Question

Let $f:R\to R$ be defined as

$$\begin{gathered} f\left(x\right)=\left\{x+a,x<0 \\ \left|x-1\right|,x\le 0\right\} \\ g\left(x\right)=\left\{x+1,x<0 \\ {\left(x-1\right)}^2+b,x\ge 0\right\} \end{gathered}$$

where $a,b$ are non-negative real numbers. If $\left(gof\right)\left(x\right)$ is continuous for all $x\in R,$ then $a+b$ is equal to:

Answer 1

Step-1 Generating $\left(gof\right)\left(x\right)$:

Given that, $\left(gof\right)\left(x\right)$ is continuous for all $x\in R$

$$\begin{gathered} g\left(f\right(x\left)\right)=\left\{\begin{array}{l}f\left(x\right)+1,f\left(x\right)<0\\ (f{\left(x\right)-1)}^2+b,f(x)\ge 0\end{array}\right. \\ \Rightarrow g\left(f\right(x)=\left\{\begin{array}{ll}x+a+1,& x+a<0\&x<0\\ \left|x-1\right|+1,& \left|x-1\right|<0\&x\ge 0\\ {(x+a-1)}^2+b,& x+a\ge 0\&x<0\\ {\left(\left|x-1\right|-1\right)}^2+b,& \left|x-1\right|\ge 0\&x\ge 0\end{array}\right. \\ \Rightarrow g(f\left(x\right))=\left\{\begin{array}{ll}x+a+1& x\in (\infty ,-a)\\ {\left(x+a-1\right)}^2+b& x\in \left[-a,0\right]\\ {\left(\left|x-1\right|-1\right)}^2+b& x\in \left[0,\infty \right]\end{array}\right. \end{gathered}$$

It is given that: $\left(gof\right)\left(x\right)$ is continuous.

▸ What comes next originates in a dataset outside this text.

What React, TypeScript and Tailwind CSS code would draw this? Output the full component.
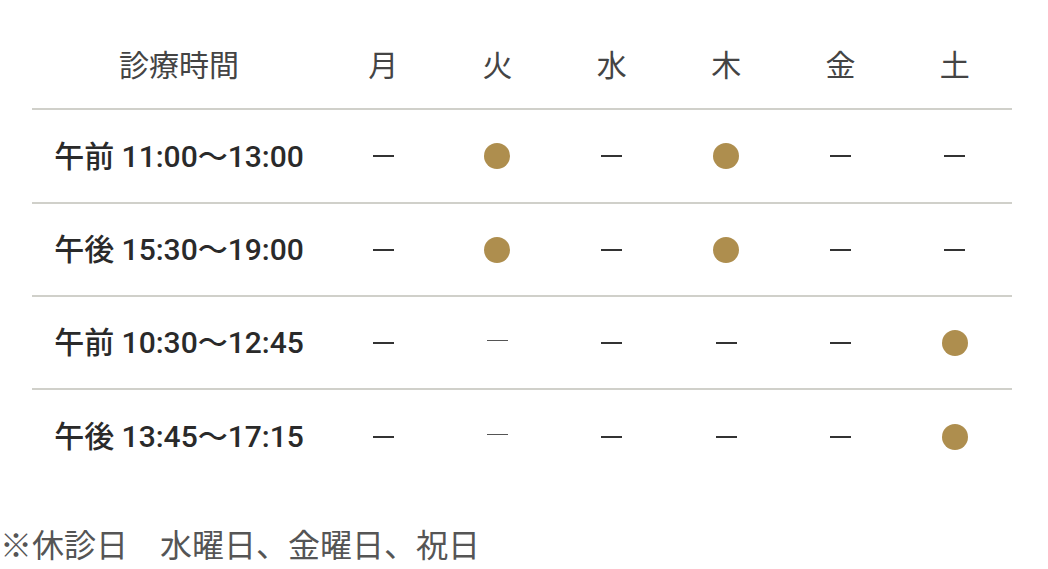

Step-2 : Calculating the value of $a+b$:

Calculating $b$:

At

$$\begin{gathered} x=-a, \\ \underset{x\to a^{-}}{\lim }g\left(f\right(x\left)\right)=\underset{x\to a^{+}}{\lim }g\left(f\right(x\left)\right) \\ \Rightarrow -a+a+1={\left(-a+a-1\right)}^2+b \\ \Rightarrow 1=1+b \\ \Rightarrow b=0 \end{gathered}$$

Calculating $\mathrm{a}$:

At

$$\begin{gathered} x=0, \\ \underset{x\to 0^{-}}{\lim }g\left(f\right(x\left)\right)=g\left(f\right(0\left)\right) \\ \Rightarrow {\left(0+a-1\right)}^2+b={\left(\left|0-1\right|-1\right)}^2+b \\ \Rightarrow {\left(a-1\right)}^2=0 \\ \Rightarrow a=1 \end{gathered}$$

Adding $a\&b$we get,

$$\begin{gathered} \Rightarrow a+b=1+0 \\ =1 \end{gathered}$$

Hence, the value of $a+b$ is $1.$